Halloween Homage

Selina Koller

Ah, Halloween! The best, most elusive holiday! The one day to pretend you’re someone else, eat candy, watch a terrifying movie and/or party as much as you’d like. Who doesn’t love a reason to do all that?

In mentally preparing for this hallowed (ha!) day, I realized I didn’t actually know much (anything) about how it came to be and all that. A bit of research (read: a Wikipedia search during commercial breaks of “Revenge”) revealed its religious origins, a day on which Christians honor saints, martyrs and deceased relatives.

Boring origins to the rowdiest holiday, am I right?! Perhaps, but it is interesting to consider how Americans have made this sanctimonious day into one of jack-o’-lanterns, costumes and fun-sized Snickers bars (commercialization and Hallmark can’t be blamed for it all, by the way). Unfortunately, I don’t actually care enough to put the time into understanding how this conversion came to be – especially since I have precisely zero costumes prepared!

Even though my outlook as a college student (especially one in a town with exactly four bars) is skewed, I do appreciate the fact that Americans have an ability to find enjoyment in the boring and mundane – may it be Halloween or tailgating a football game or the daily lives of a certain family with an overabundance of names beginning with the letter K.
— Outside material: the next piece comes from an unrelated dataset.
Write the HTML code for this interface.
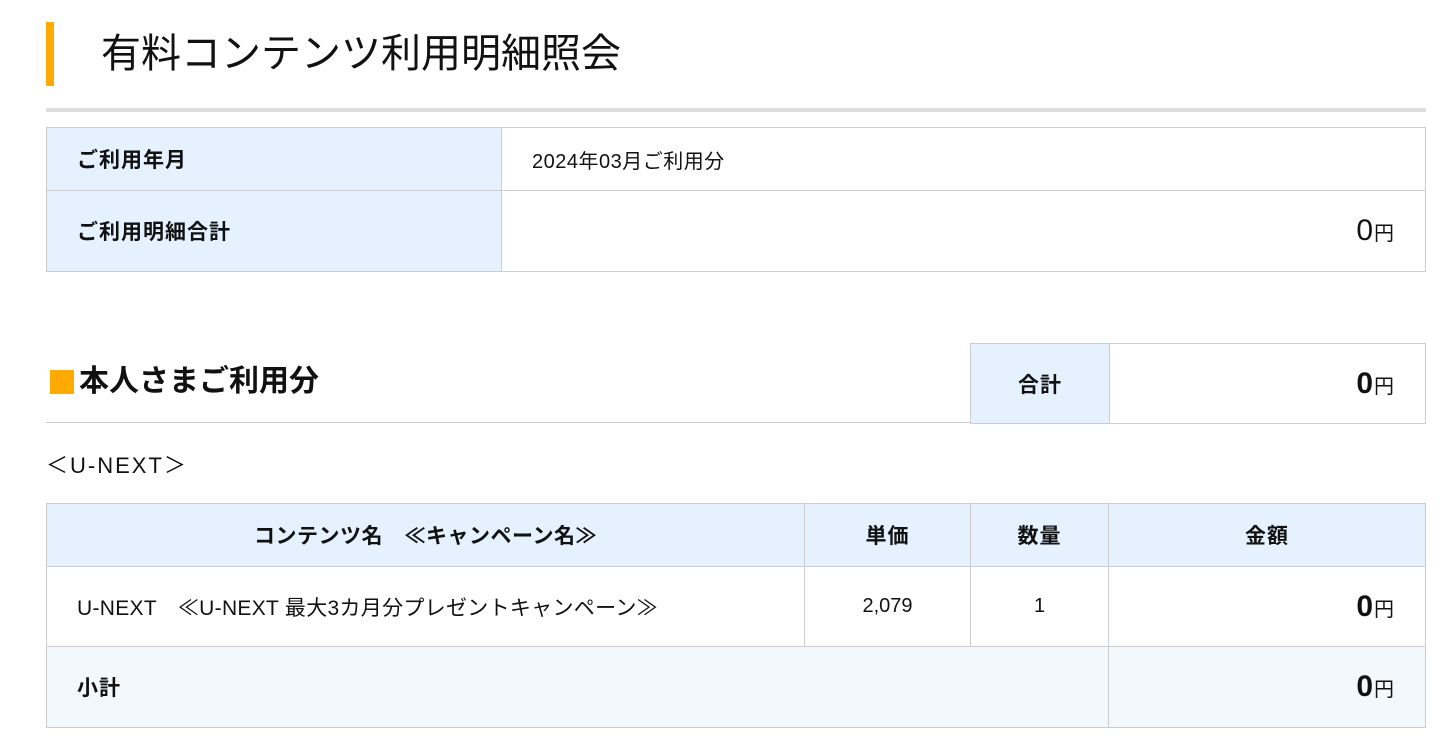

Halloween strikes me as especially unique: while apparently based in religion, it quickly and effectively became pervasive to American society. I don’t know if it’s American creativity or ingenuity or what, but there is undoubtedly something to be said about us as Americans to celebrate a holiday whose sole premise is to dress up and get candy. I mean, where or when else is there a day on which you can knock on literally anyone’s door, demand candy and receive it?

It’s interesting that, while other countries have certainly tried to adopt this concept of Halloween, it is only here that it has stuck to such an extent. While other societies have days, whether religiously or culturally-based, like Mardi Gras for example, where enjoyment is a primary concern, they are not necessarily inclusive or universally entertaining to everyone (at least, I’m hoping a five-year-old doesn’t enjoy Mardi Gras as much as I might).

It’s a holiday that can be genuinely enjoyed by toddlers up to the geriatric crowd to even the celebrity circuit (note: don’t paint your face black if you’re both caucasian and frequent tabloids). I remember fondly how fun it was to dress up during elementary school and parade around, camcorders running and film-cameras flashing. Despite my status as a jaded senior, I’m looking forward to seeing everyone dressed up and enjoying some pumpkin-flavored drinks. Even my grandma, who has a special proclivity for tripping obnoxious kids in restaurants, very much looks forward

to it.

My point is: we’re lucky to be in the United States, able to celebrate this holiday that exists for literally no reason (at least to the non-devout). They say happiness comes from the little things in life, and although that is something I have truly never understood, I do hope you all enjoy the small pleasures in dressing up, carving a pumpkin, handing out/receiving/eating candy, watching a scary movie or whatever else you’re doing to celebrate this Halloween.